Q: How do I connect this to my computer?

A. There are a couple of options. First if you have a laptop, you can purchase an Orinoco Gold (not silver..) PCMCIA Wireless card. (This is what I did..) On the edge of the card, there is a tiny antenna adapter (really!) Below is a photo of an antenna connector:

DIY cantenna to extend a wifi signal

Antenna connector on an Orinico Gold card

Yeah, I didn’t believe it either! Now as far as the type of connector that is. Well its called a “MC connector”. You can often times find these wifi cards on Ebay.Unfortunately, there aren’t many PCMCIA cards out there with an external antenna connector. I have seen some ambitious folks tear apart their wireless cards to add an external antenna, but I don’t recommend this, as it definitely voids the warranty!

Ok Lastly, we still need a cable. Trust me, I don’t recommend making one! so when I need a cable, I just order one from Cable Experts. They are great guys, and very knowledgeable, and more than willing to answer your questions. The only downside is that they have a $50 minimum order. But maybe you have a friend that wants to build one too. Also, you can purchase the type N connector you need for the wifi cantenna there.

The second option for connecting to your wifi cantenna:

I have also taken an access point or a router with removeable antennas (like a D-link or Linksys access point, or router) and figure out what kind of connector it is. (Please use google to find out this info, it is easily found there) Then order the appropriate pigtail from our buddies at Cable experts. Once you are hooked up, you are good to go. Now this if for a fixed wifi connection and not necessairly for a portable one.

Q: OK, I’ve built one of your wifi cantennas, and it just doesn’t work!

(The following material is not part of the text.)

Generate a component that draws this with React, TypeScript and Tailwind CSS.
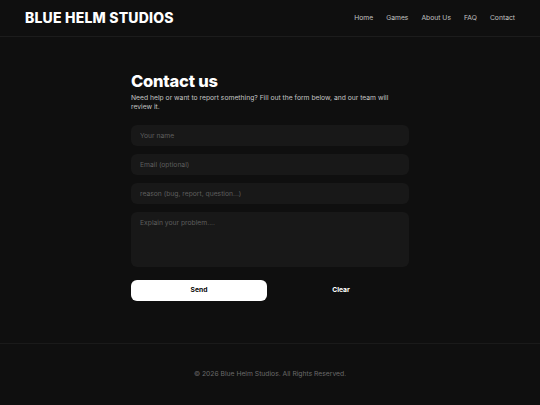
import React from "react";

export default function App() {
  const font = { fontFamily: "Inter, 'Noto Sans', sans-serif" };
  const field =
    "h-[21px] rounded-[6px] bg-[#181818] px-[9px] text-[6.75px] text-white placeholder:text-[#5e5e5e] outline-none";
  return (
    <div className="min-h-screen flex flex-col bg-[#0f0f0f] text-white" style={font}>
      <header className="h-[37px] shrink-0 flex items-center justify-between px-[25px] border-b border-[#1c1c1c]">
        <div className="text-[14px] font-extrabold tracking-[0.2px] leading-none">BLUE HELM STUDIOS</div>
        <nav className="flex items-center gap-[13px] text-[6.75px] text-[#c2c2c2]">
          <span>Home</span>
          <span>Games</span>
          <span>About Us</span>
          <span>FAQ</span>
          <span>Contact</span>
        </nav>
      </header>
      <main className="flex-1 flex justify-center pt-[33px]">
        <div className="w-[278px] flex flex-col">
          <h1 className="text-[16.5px] leading-[21px] font-extrabold tracking-[-0.2px] pt-[1px]">Contact us</h1>
          <p className="mt-[1px] text-[6.75px] leading-[9px] text-[#c4c4c4]">
            Need help or want to report something? Fill out the form below, and our team will review it.
          </p>
          <form className="mt-[14px] flex flex-col gap-[8px]" onSubmit={(e) => e.preventDefault()}>
            <input placeholder="Your name" className={field} />
            <input placeholder="Email (optional)" className={field} />
            <input placeholder="reason (bug, report, question...)" className={field} />
            <textarea
              placeholder="Explain your problem...."
              className="h-[55px] resize-none rounded-[6px] bg-[#181818] px-[9px] py-[6px] text-[6.75px] leading-[9px] text-white placeholder:text-[#5e5e5e] outline-none"
            />
            <div className="mt-[5px] grid grid-cols-2 gap-[6px]">
              <button type="submit" className="h-[21px] rounded-[6px] bg-white text-black text-[6.75px] font-bold">
                Send
              </button>
              <button type="button" className="h-[21px] rounded-[6px] text-white text-[6.75px] font-bold">
                Clear
              </button>
            </div>
          </form>
        </div>
      </main>
      <footer className="h-[62px] shrink-0 border-t border-[#1a1a1a] flex items-center justify-center text-[6.75px] text-[#6a6a6a]">
        © 2026 Blue Helm Studios. All Rights Reserved.
      </footer>
    </div>
  );
}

Its worse than with out the wifi cantenna. What gives?

All too often when I get asked this question, after more questions about the installation, I find out that they put the wifi cantenna on the roof of their house, then ran a long piece of coax through their house. The problem is that is that at wifi frequencies, coax / pigtails are very high in RF loss. I recommend a pigtail / coax length between your wifi cantenna and your network device of no more than three feet. What is happening is that you have lost more signal in the coax than what you have gained in the wifi cantenna.

BTW, I have seen people put wireless access points in waterproof boxes and mount the whole assembly on their roof, then run cat-5 cable and power up to it. Like This guy (who is a ham radio operator.. My kind of guy!) who put one on top of his 110 foot tower! Oh yeah!

Q: So only one of my friends can connect to me, what’s going on?

This is a highly directional antenna, therefore it only performs very well in one direction. Oh by the way, wifi is at microwave frequencies. Since this antenna concentrates the signal, don’t look into the cantenna while it is connected.